Narrow dispersed linear polyethylene using cobalt catalysts bearing cycloheptyl-fused bis(imino)pyridines; probing the effects of ortho-benzhydryl substitution

The cycloheptyl-fused cobalt(II) chloride complexes, [2,3:5,6-{C4H8C(N(2-R1-4-R2-6-(CHPh2)C6H2))}2C5HN]CoCl2 (R1 = R2 = Me Co1, R1 = Me, R2 = CHPh2 Co2, R1 = Et, R2 = CHPh2 Co3, R1 = i-Pr, R2 = CHPh2 Co4, R1 = Cl, R2 = CHPh2 Co5, R1 = CHPh2, R2 = i-Pr Co6, R1 = CHPh2, R2 = t-Bu Co7, R1 = CHPh2, R2 = F Co8), have been prepared by a one-pot template approach. The molecular structures of Co1, Co6 and Co8 highlight the varying degrees of steric protection of the metal center imposed by the ortho-benzhydryl/-R1 group pairing. On activation with either MAO or MMAO, Co1–Co5 collectively displayed high activity (up to 2.87 × 106 g (PE) mol−1 (Co) h−1 at 40 °C) affording highly linear low molecular weight polyethylene (Mw range: 12.8–59.4 kg mol−1) with narrow polydispersities (Mw/Mn range: 1.4–2.7). End-group analysis of the polymers highlights the importance of both β-H elimination and chain transfer to aluminum as termination pathways.
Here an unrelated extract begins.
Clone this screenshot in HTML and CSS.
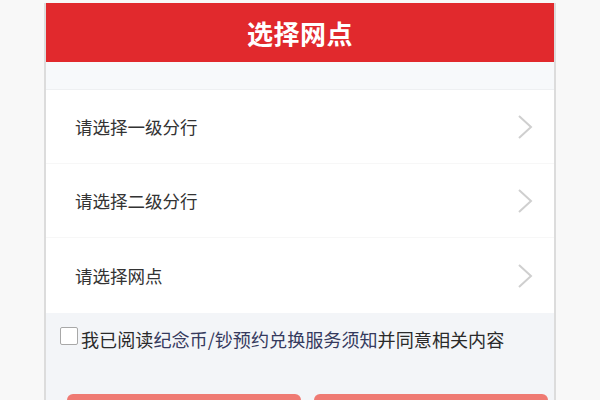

In relative terms, MMAO proved a marginally more effective activator than MAO with the catalytic activity, in either case, falling in the order: Co1 > Co5 > Co2 > Co3 > Co4. In marked contrast, the 2,6-(CHPh2)2-substituted precatalysts, Co6, Co7 and Co8 gave, in the presence of the same aluminoxane activators, only trace amounts of polyethylene.